Top NAICS for Small Businesses
Across all industry categories, this data can also be viewed as small business obligations separated by more specific NAICS codes. From FY 2013 through FY 2017, the reported obligations made under the top five NAICS codes for small businesses totaled more than $20B each. These NAICS represent broad categories of work that frequently come up in the context of work being sought by the federal government. This includes industries such as: Information Technology (IT), Research and Development (R&D), and Architecture, Engineering, and Construction (AEC). Each of these classifications shows overall growth from FY 2013 - FY 2017. The least dramatic change among the top five NAICS from year-to-year has been in the construction market, which may be driven by a number of factors, including project lifecycle, time to completion, and project size.
One interesting outlier up above is the tenth largest NAICS, 423940: Jewelry, Watch, Precious Stone, and Precious Metal Merchant Wholesalers. Initially the idea of the government making and securing jewelry may seem strange, but note the inclusion of high-value “precious metals” purchases by some agencies, such as the US Mint. These require large amounts of materials that may be procured under this code. In fact, FY 2017 spending obligations from the US Mint were roughly double that of the Federal Highway Administration. From that, 57% of the spending obligated by the US Mint went to small businesses.
NAICS Codes with the Highest Percentage of Obligations Made to Small Business Set-asides
For those that have more of an interest in looking at the categories that receive the highest proportion of obligated spending, the above chart and additional highlights rendered provide a percentage-based insight of the total obligations. In this view, one can see which NAICS codes might be utilized primarily for Small Business set-asides instead of those that are utilized for competition by a mixture of business sizes. This only represents a percentage of obligations in a given category that went to small business, and the actual dollar amounts may change yearly. For example 541512, with nearly 100% of federal obligations going to Small Business set-asides, also grew from $988K to over $1,676K – an increase of nearly 70% in federal obligations over that same time period.
Top NAICS within the IT requirement
This chart provides further insight into the NAICS within the IT primary requirement. All of the top 5 NAICS for small businesses within the IT requirement are also present in the overall top 10 NAICS for small businesses. We can once again see the increasing obligations in the top two categories, and relatively level obligations across the remaining NAICS codes in this set. For example, the data can be restricted to those top two NAICS, with obligations in FY 2017, and separated by departments.

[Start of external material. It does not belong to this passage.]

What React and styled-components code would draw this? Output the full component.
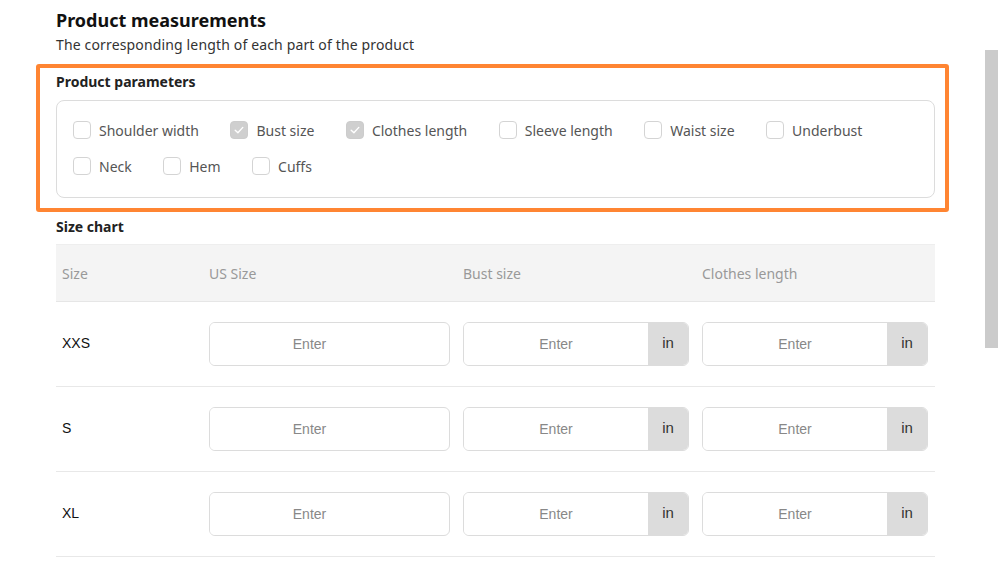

This chart represents the top departments funding small business set-asides under those two NAICS for FY 2017. The Department of Defense and the Department of Veterans Affairs are responsible for the most combined spending obligated to small businesses in FY 2017. Additionally, the top three departments have a relatively even amount of spending for 541512 in this time frame, while a few departments have relatively few obligations comparatively under that NAICS. Subsequently, the spending obligated by the Department of Defense can be expanded to an even more detailed picture of the funding sources for these obligations, all the way down to funding at the office level.
The majority of obligations for these NAICS are attributed to the Department of Defense itself and higher level agencies. The top two funding offices shown here are of a similar scale, and after that it begins to drop off fairly sharply. It’s nearly invisible in the above chart, but the obligated spending for DLA Aviation under 541512 is actually -$130, which is $130 de-obligated. Similarly, looking at the second-highest funding source for these categories, the Department of Veterans Affairs, a picture emerges of spending obligations from the top civilian agency, as well.
For Veterans Affairs, the spending maps out fairly differently. Only four funding sources used small business set-asides for these NAICS. The higher-level department and agency funding has only a small amount of spending obligated. In this case, the Office of Acquisition, Logistics, and Construction is responsible for the vast majority of funding from the entire department.
The data behind federal spending for small businesses is a varied landscape. With the right set of tools and a few questions, federal spending obligations can be analyzed in many different ways – either with a targeted focus, or just by following curiosity and asking more questions. While every investigation may not lead where one expects, there’s always something to be gained from having a better view of the market.